Climate scientists’ message to the financial world: dig deeper

2 mins read
FILE PHOTO: Environmental protest to encourage a green economy, outside of the Bank of England in the City of London, Britain

By Simon Jessop and Ross Kerber

LONDON (Reuters) – The world is awash with money, yet spending nowhere near enough to prevent extreme climate change. As time runs out, urgent policy intervention is needed to make finance flow, the Intergovernmental Panel on Climate Change’s latest report says.

Such policy could include ending fossil fuels subsidies, tax breaks for clean power or energy-efficient buildings, or underwriting the development of low-carbon projects and technologies.

“Climate policy and finance will be critical for driving transformative change,” said Emma Cox, global climate leader at consultants PwC.

The combined wisdom of 278 scientists and signed off by most of the world’s governments, the IPCC’s report Monday on mitigating carbon emissions has a singular message for public and private finance: dig deeper.

The report included stark findings on what’s needed to curb greenhouse gas emissions enough to keep global temperatures from rising more than 1.5 degrees Celsius (2.7 degrees Fahrenheit) above pre-industrial levels.

Climate investment averaged across the globe would need to increase by up to six times from the roughly $640 billion spent in 2020, it said.

That’s a tiny fraction of global economic output, which totaled some $84 trillion in 2020, according to the World Bank.

In some parts of the world, such as Africa, the increase in funding would need to be much higher.

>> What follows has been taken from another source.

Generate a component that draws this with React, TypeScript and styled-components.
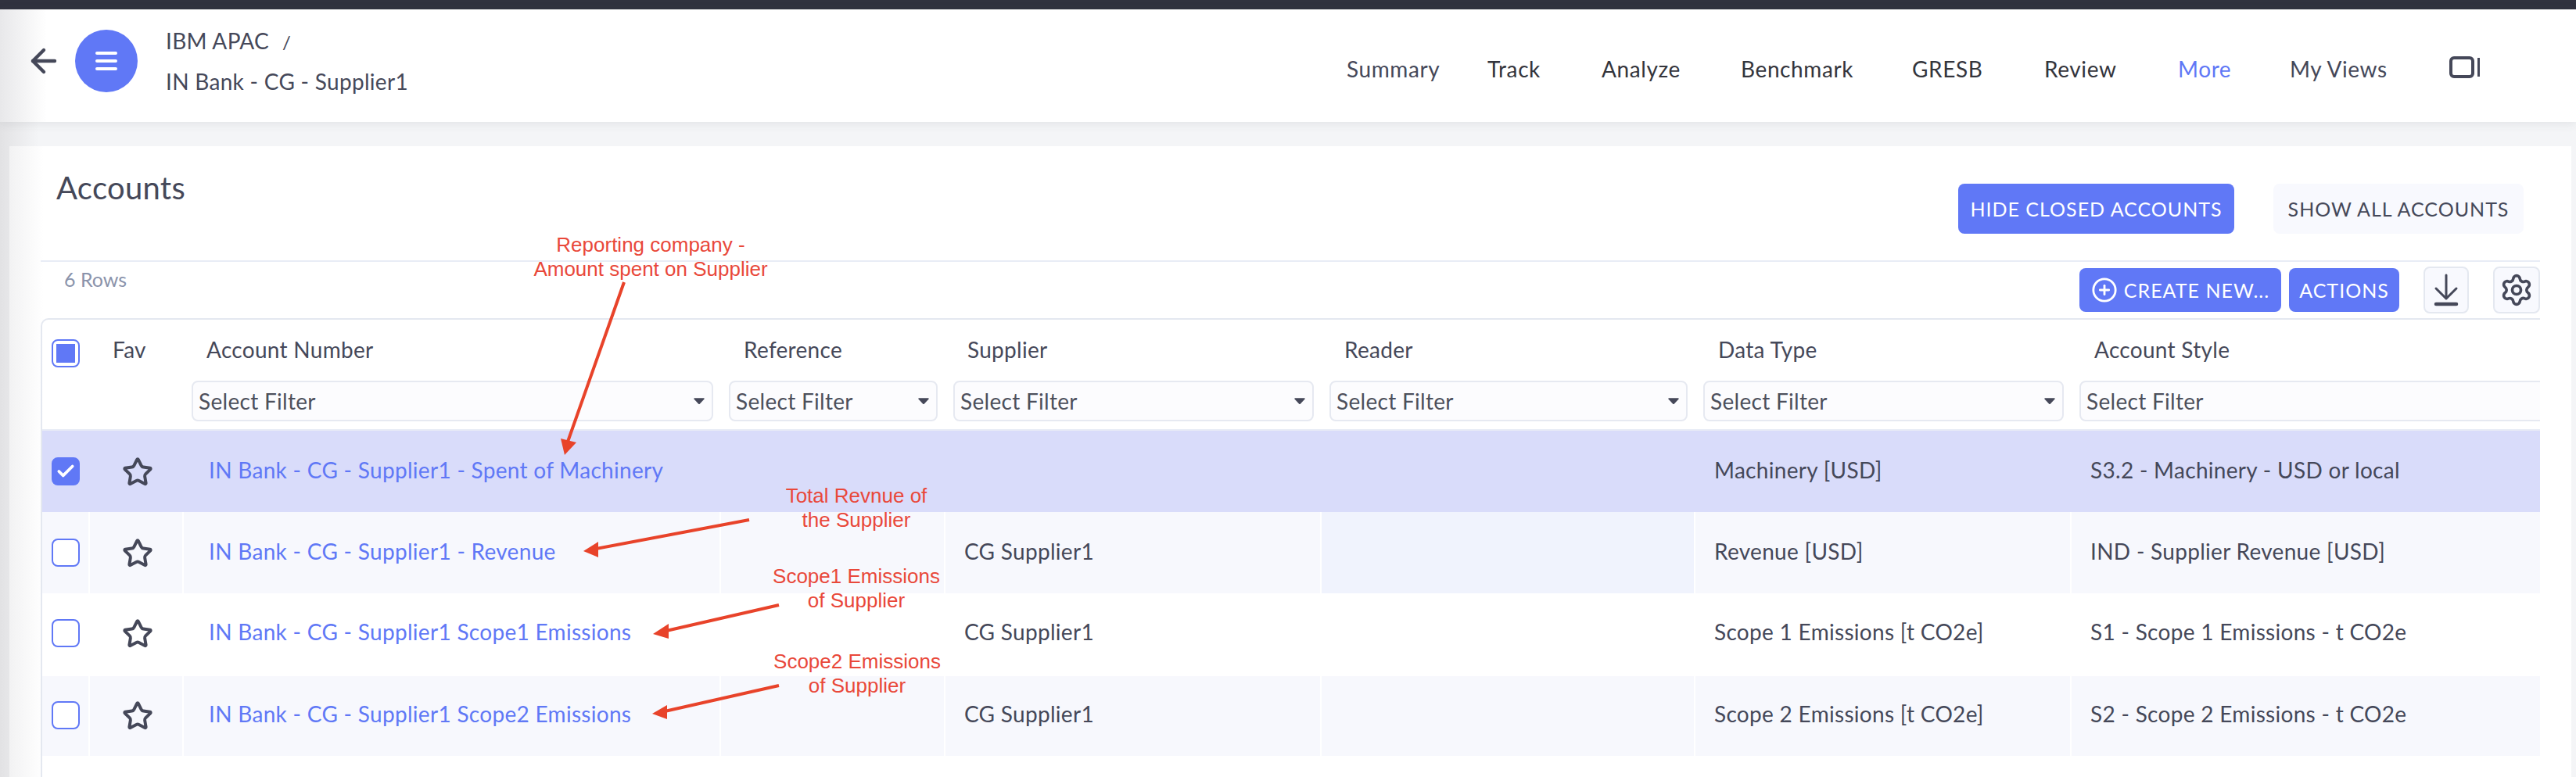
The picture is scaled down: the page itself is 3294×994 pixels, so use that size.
import React from "react";
import styled, { createGlobalStyle } from "styled-components";
import { ArrowLeft, Star, CirclePlus, Settings, Check } from "lucide-react";

const INK = "#454859";
const BLUE = "#6078f6";
const COLS = "61px 120px 687px 287px 481px 478px 481px 599px";

const Global = createGlobalStyle`
  html, body { margin: 0; padding: 0; background: #f4f5f7; }
  body { font-family: Lato, "Open Sans", sans-serif; color: ${INK}; }
`;

const Page = styled.div`
  width: 3294px;
  height: 994px;
  overflow: hidden;
  position: relative;
  display: flex;
  flex-direction: column;
  background: linear-gradient(90deg, #e2e2e4 0, #f4f5f7 50px);
`;
const TopStrip = styled.div`
  height: 12px;
  flex: none;
  background: #30323f;
`;
const Header = styled.header`
  height: 144px;
  flex: none;
  display: flex;
  align-items: center;
  padding: 0 122px 12px 32px;
  box-sizing: border-box;
  background: linear-gradient(90deg, #e8e8ea 0, #fff 60px);
  box-shadow: 0 2px 12px rgba(60, 64, 80, 0.1);
  position: relative;
`;
const BackButton = styled.div`
  width: 48px;
  height: 48px;
  display: flex;
  color: ${INK};
`;
const MenuCircle = styled.div`
  width: 80px;
  height: 80px;
  margin-left: 16px;
  border-radius: 50%;
  background: ${BLUE};
  display: flex;
  flex-direction: column;
  align-items: center;
  justify-content: center;
  gap: 6px;
`;
const MenuLine = styled.span`
  width: 28px;
  height: 4px;
  border-radius: 2px;
  background: #fff;
`;
const Crumbs = styled.div`
  margin-left: 36px;
  display: flex;
  flex-direction: column;
  font-size: 28px;
  line-height: 51px;
  letter-spacing: 0.3px;
`;
const Slash = styled.span`
  margin-left: 17px;
  font-size: 24px;
`;
const Nav = styled.nav`
  margin-left: auto;
  display: grid;
  grid-template-columns: 180px 146px 178px 219px 169px 171px 143px 204px 40px;
  align-items: center;
  padding-top: 20px;
  font-size: 28px;
`;
const NavItem = styled.span<{ $active?: boolean; $soft?: boolean }>`
  color: ${(p) => (p.$active ? BLUE : p.$soft ? INK : "#34353c")};
  letter-spacing: 0.6px;
`;
const NavIcon = styled.svg`
  margin-top: -4px;
`;
const Card = styled.main`
  flex: 1;
  margin: 31px 6px 0 12px;
  padding: 0 40px;
  background: linear-gradient(90deg, #f2f2f3 0, #fff 44px);
  display: flex;
  flex-direction: column;
`;
const TitleRow = styled.div`
  height: 148px;
  box-sizing: border-box;
  flex: none;
  display: flex;
  justify-content: space-between;
  align-items: flex-start;
  border-bottom: 2px solid #e8ecf6;
`;
const Title = styled.h1`
  margin: 29px 0 0 20px;
  font-size: 40px;
  line-height: 48px;
  font-weight: 400;
  letter-spacing: 0.3px;
`;
const TitleActions = styled.div`
  margin: 48px 21px 0 0;
  display: flex;
  gap: 50px;
`;
const Button = styled.button<{ $ghost?: boolean; $w: number; $h: number }>`
  width: ${(p) => p.$w}px;
  height: ${(p) => p.$h}px;
  padding: 0;
  border: 0;
  border-radius: 8px;
  background: ${(p) => (p.$ghost ? "#f8f9fe" : BLUE)};
  color: ${(p) => (p.$ghost ? INK : "#fff")};
  font-family: inherit;
  font-size: 25px;
  font-weight: 400;
  letter-spacing: 1px;
  display: flex;
  align-items: center;
  justify-content: center;
  gap: 8px;
`;
const ToolRow = styled.div`
  height: 72px;
  flex: none;
  display: flex;
  align-items: flex-start;
  padding-top: 6px;
  box-sizing: border-box;
`;
const RowCount = styled.span`
  margin: 1px 0 0 30px;
  font-size: 25px;
  line-height: 30px;
  color: #8a93ab;
`;
const ToolGroup = styled.div`
  margin-left: auto;
  display: flex;
  align-items: center;
  gap: 10px;
`;
const IconButton = styled.div<{ $w: number }>`
  width: ${(p) => p.$w}px;
  height: 60px;
  margin-left: 21px;
  box-sizing: border-box;
  border: 2px solid #e4e8f0;
  border-radius: 8px;
  background: #f8f9fe;
  color: ${INK};
  display: flex;
  align-items: center;
  justify-content: center;
`;
const Table = styled.section`
  flex: 1;
  border: 2px solid #e4e8f0;
  border-width: 2px 0 0 2px;
  border-top-left-radius: 10px;
  overflow: hidden;
`;
const HeadRow = styled.div`
  display: grid;
  grid-template-columns: ${COLS};
  height: 142px;
  box-sizing: border-box;
  border-bottom: 2px solid #e8ecf6;
`;
const HeadCell = styled.div`
  min-width: 0;
  padding: 0 10px;
  display: flex;
  flex-direction: column;
  font-size: 28px;
`;
const HeadLabel = styled.div<{ $pl: number }>`
  height: 78px;
  padding: 22px 0 0 ${(p) => p.$pl}px;
  box-sizing: border-box;
  line-height: 32px;
  white-space: nowrap;
  letter-spacing: 0.3px;
`;
const HeadCheck = styled.div`
  padding: 25px 0 0 12px;
`;
const Filter = styled.div<{ $clip?: boolean }>`
  height: 52px;
  width: ${(p) => (p.$clip ? "720px" : "auto")};
  box-sizing: border-box;
  border: 2px solid #e6e9f1;
  border-radius: 8px;
  background: #fcfcfe;
  padding: 0 9px 0 7px;
  display: flex;
  align-items: center;
  justify-content: space-between;
  font-size: 28px;
  letter-spacing: 0.3px;
  color: #4d505c;
`;
const Row = styled.div<{ $h: number; $bg: string; $pad: number }>`
  display: grid;
  grid-template-columns: ${COLS};
  height: ${(p) => p.$h}px;
  background: ${(p) => p.$bg};
  --pad: ${(p) => p.$pad}px;
`;
const Cell = styled.div<{ $tint?: boolean; $split?: boolean }>`
  min-width: 0;
  padding: calc(var(--pad) - 2px) 0 0 24px;
  box-sizing: border-box;
  font-size: 28px;
  line-height: 32px;
  letter-spacing: 0.3px;
  white-space: nowrap;
  background: ${(p) => (p.$tint ? "#f0f3fd" : "transparent")};
  border-right: ${(p) => (p.$split ? "2px solid #fff" : "0")};
`;
const LinkCell = styled(Cell)`
  padding-left: 32px;
  color: ${BLUE};
`;
const BoxCell = styled(Cell)`
  padding: calc(var(--pad) - 2px) 0 0 12px;
`;
const StarCell = styled(Cell)`
  padding: calc(var(--pad) - 3px) 0 0 41px;
  color: ${INK};
`;
const Box = styled.div<{ $on?: boolean }>`
  width: 36px;
  height: 36px;
  box-sizing: border-box;
  border: 2px solid ${BLUE};
  border-radius: 8px;
  background: ${(p) => (p.$on ? BLUE : "#fff")};
  color: #fff;
  display: flex;
  align-items: center;
  justify-content: center;
`;
const BoxFill = styled.span`
  width: 24px;
  height: 24px;
  background: ${BLUE};
`;
const Notes = styled.svg`
  position: absolute;
  left: 0;
  top: 0;
  pointer-events: none;
`;
const Note = styled.div<{ $cx: number; $y: number }>`
  position: absolute;
  left: ${(p) => p.$cx}px;
  top: ${(p) => p.$y}px;
  transform: translateX(-50%);
  font-family: "Liberation Sans", Arial, sans-serif;
  font-size: 26px;
  line-height: 31px;
  color: #e9483a;
  text-align: center;
  white-space: nowrap;
`;

const nav = ["Summary", "Track", "Analyze", "Benchmark", "GRESB", "Review", "More", "My Views"];
const heads: [string, number][] = [
  ["Account Number", 19],
  ["Reference", 19],
  ["Supplier", 18],
  ["Reader", 19],
  ["Data Type", 19],
  ["Account Style", 19],
];
type R = { h: number; pad: number; bg: string; link: string; sup?: string; type: string; style: string; on?: boolean; split?: boolean; tint?: boolean };
const rows: R[] = [
  { h: 104, pad: 36, bg: "#d9dcfa", link: "IN Bank - CG - Supplier1 - Spent of Machinery", type: "Machinery [USD]", style: "S3.2 - Machinery - USD or local", on: true },
  { h: 104, pad: 36, bg: "#f7f8fd", link: "IN Bank - CG - Supplier1 - Revenue", sup: "CG Supplier1", type: "Revenue [USD]", style: "IND - Supplier Revenue [USD]", split: true, tint: true },
  { h: 106, pad: 35, bg: "#ffffff", link: "IN Bank - CG - Supplier1 Scope1 Emissions", sup: "CG Supplier1", type: "Scope 1 Emissions [t CO2e]", style: "S1 - Scope 1 Emissions - t CO2e" },
  { h: 102, pad: 34, bg: "#f7f8fd", link: "IN Bank - CG - Supplier1 Scope2 Emissions", sup: "CG Supplier1", type: "Scope 2 Emissions [t CO2e]", style: "S2 - Scope 2 Emissions - t CO2e", split: true },
];
const arrows = [
  { l: "798,361 726,565", h: "722,582 717,561 737,566" },
  { l: "958,665 762,702", h: "746,705 765,693 765,713" },
  { l: "996,774 852,807", h: "835,811 855,798 855,817" },
  { l: "996,877 850,910", h: "834,913 853,902 853,920" },
];

const Caret = () => (
  <svg width="14" height="10" viewBox="0 0 14 10">
    <path d="M1 1.2h12a.8.8 0 0 1 .6 1.3L8 8.6a1.4 1.4 0 0 1-2 0L.4 2.5A.8.8 0 0 1 1 1.2z" fill={INK} />
  </svg>
);

export default function App() {
  return (
    <Page>
      <Global />
      <TopStrip />
      <Header>
        <BackButton>
          <ArrowLeft size={48} strokeWidth={2.2} />
        </BackButton>
        <MenuCircle>
          <MenuLine />
          <MenuLine />
          <MenuLine />
        </MenuCircle>
        <Crumbs>
          <div>
            IBM APAC<Slash>/</Slash>
          </div>
          <div>IN Bank - CG - Supplier1</div>
        </Crumbs>
        <Nav>
          {nav.map((n, i) => (
            <NavItem key={n} $active={n === "More"} $soft={i === 0 || n === "My Views"}>
              {n}
            </NavItem>
          ))}
          <NavIcon width="40" height="28" viewBox="0 0 40 28">
            <rect x="2" y="2" width="28" height="24" rx="4" fill="none" stroke={INK} strokeWidth="4" />
            <rect x="36" y="2" width="3" height="24" fill={INK} />
          </NavIcon>
        </Nav>
      </Header>
      <Card>
        <TitleRow>
          <Title>Accounts</Title>
          <TitleActions>
            <Button $w={353} $h={64}>HIDE CLOSED ACCOUNTS</Button>
            <Button $w={320} $h={64} $ghost>SHOW ALL ACCOUNTS</Button>
          </TitleActions>
        </TitleRow>
        <ToolRow>
          <RowCount>6 Rows</RowCount>
          <ToolGroup>
            <Button $w={258} $h={56}>
              <CirclePlus size={34} strokeWidth={2} />
              CREATE NEW...
            </Button>
            <Button $w={141} $h={56}>ACTIONS</Button>
            <IconButton $w={58}>
              <svg width="36" height="44" viewBox="0 0 36 44" fill="none" stroke={INK} strokeLinecap="round">
                <path d="M18 3v30M5 20l13 13 13-13" strokeWidth="3" strokeLinejoin="round" />
                <path d="M5 40h26" strokeWidth="4.5" />
              </svg>
            </IconButton>
            <IconButton $w={60}>
              <Settings size={44} strokeWidth={2} />
            </IconButton>
          </ToolGroup>
        </ToolRow>
        <Table>
          <HeadRow>
            <HeadCell as={HeadCheck}>
              <Box>
                <BoxFill />
              </Box>
            </HeadCell>
            <HeadCell>
              <HeadLabel $pl={19}>Fav</HeadLabel>
            </HeadCell>
            {heads.map(([h, pl], i) => (
              <HeadCell key={h}>
                <HeadLabel $pl={pl}>{h}</HeadLabel>
                <Filter $clip={i === 5}>
                  Select Filter
                  {i < 5 && <Caret />}
                </Filter>
              </HeadCell>
            ))}
          </HeadRow>
          {rows.map((r) => (
            <Row key={r.link} $h={r.h} $bg={r.bg} $pad={r.pad}>
              <BoxCell $split={r.split}>
                <Box $on={r.on}>{r.on && <Check size={26} strokeWidth={3.5} />}</Box>
              </BoxCell>
              <StarCell $split={r.split}>
                <Star size={40} strokeWidth={2.4} />
              </StarCell>
              <LinkCell $split={r.split}>{r.link}</LinkCell>
              <Cell $split={r.split} />
              <Cell $split={r.split}>{r.sup}</Cell>
              <Cell $split={r.split} $tint={r.tint} />
              <Cell $split={r.split}>{r.type}</Cell>
              <Cell>{r.style}</Cell>
            </Row>
          ))}
        </Table>
      </Card>
      <Notes width="3294" height="994" viewBox="0 0 3294 994">
        {arrows.map((a) => (
          <g key={a.l}>
            <polyline points={a.l} fill="none" stroke="#e8432a" strokeWidth="4" />
            <polygon points={a.h} fill="#e8432a" />
          </g>
        ))}
      </Notes>
      <Note $cx={832} $y={298}>Reporting company -<br />Amount spent on Supplier</Note>
      <Note $cx={1095} $y={619}>Total Revnue of<br />the Supplier</Note>
      <Note $cx={1095} $y={722}>Scope1 Emissions<br />of Supplier</Note>
      <Note $cx={1096} $y={831}>Scope2 Emissions<br />of Supplier</Note>
    </Page>
  );
}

Today, less than 5% of climate finance is spent in the world’s least-developed countries.

Governments would also need to move faster to implement climate policies at home and to deliver climate support to vulnerable countries.

“The relatively slow implementation of commitments by countries and stakeholders in the financial system to scale up climate finance reflects neither the urgent need for ambitious climate action, nor the economic rationale for ambitious climate action,” the report said.

WHO PAYS?

The question of who should pay for the world’s energy transition and climate adaptation has long dogged global climate negotiations, with the U.N. summit in Glasgow the most recent venue for failed promises.

Rich nations said just before the November conference that they would miss a 2020 deadline and instead only deliver a pledged $100 billion in climate finance per year by 2023.

While policy can be an effective way to drive more financing, other obstacles should also be addressed. Poor understanding of climate risk, for example, has held some financial institutions back from investing more.

Financing more renewable energy will be helped by the 85% drop in solar power costs and the 55% decrease for wind since 2010, the report said.

“What further wake-up call is required by our industry of the necessity of shifting to renewables?,” said Eoin Murray, head of investment at Federated Hermes Limited.

The profit potential from putting money into renewables rather than coal is already clear to investors, but other positive tradeoffs are less so, said Gavin Templeton, partner at advisory firm Pollination.

“There is huge appetite from private finance to do more,” but investors need more information on how the energy transition will impact each sector in every country, he said. Clearing up that grey area “can really unlock a significant amount of capital”.